MYTHE : Le modèle nordique n’aide pas les personnes prostituées.

RÉALITÉ  : C’est faux, au contraire, en Suède, la prostitution de rue a diminué de moitié après 10 ans d’application du modèle. Il y a moins de traite à des fin d’exploitation sexuelle dans les pays ayant adopté la criminalisation de l’achat d’actes sexuels. Il permet aux femmes victimes de traite d’être aidées plus rapidement et offre du soutien et des ressources à celles qui souhaitent sortir de l’industrie du sexe. Mais surtout, le modèle nordique prévient l’entrée des femmes dans la prostitution en changeant la vision que nous en avons (non, ce n’est pas « un métier comme un autre » ! et dissuade les hommes de payer pour des actes sexuels.

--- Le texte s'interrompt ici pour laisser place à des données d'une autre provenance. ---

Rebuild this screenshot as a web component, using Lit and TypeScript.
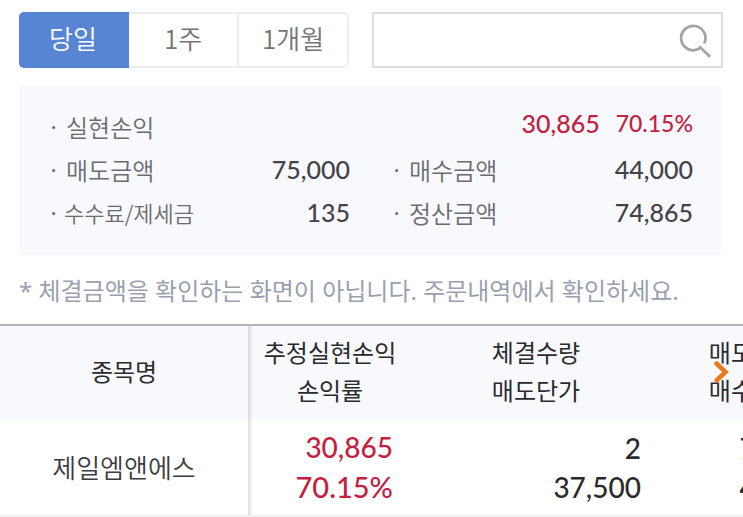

MYTHE : La violence envers les personnes prostituées a augmenté dans les pays qui ont adopté le modèle nordique.

RÉALITÉ  : C’est faux. La violence des hommes envers les femmes dans la prostitution est la même quelle que soient les lois et que la prostitution ait lieu à l’extérieur (dans la rue) ou à l’intérieur (en bordel). Tous les groupes, quelle que soit leur position sur la prostitution, de même que les juges de la Cour Suprême du Canada, reconnaissent que la prostitution est dangereuse pour les femmes. La violence st partie intégrante de la prostitution et on ne devrait pas se contenter de la diminuer mais bien de refuser complètement cette pratique. De plus, les pays ayant adopté le modèle nordique constatent que les femmes dénoncent les agresseurs car elles ne sont plus considérées comme des criminelles.

MYTHE : L’abolition de la prostitution est une utopie.

RÉALITÉ : Mais non !!! Adopter une position ou une législation abolitionniste ne signifie pas éradiquer la prostitution. Le viol, la pédophilie et le meurtre continuent d’exister malgré leur interdiction. Toutefois, interdire quelque chose par une loi contribue à imposer une norme sociale forte. Interdire l’achat de services sexuels envoie un message clair que le corps humain et la sexualité ne sont pas des biens marchands. Cela contribue à la réalisation d’une société réellement égalitaire.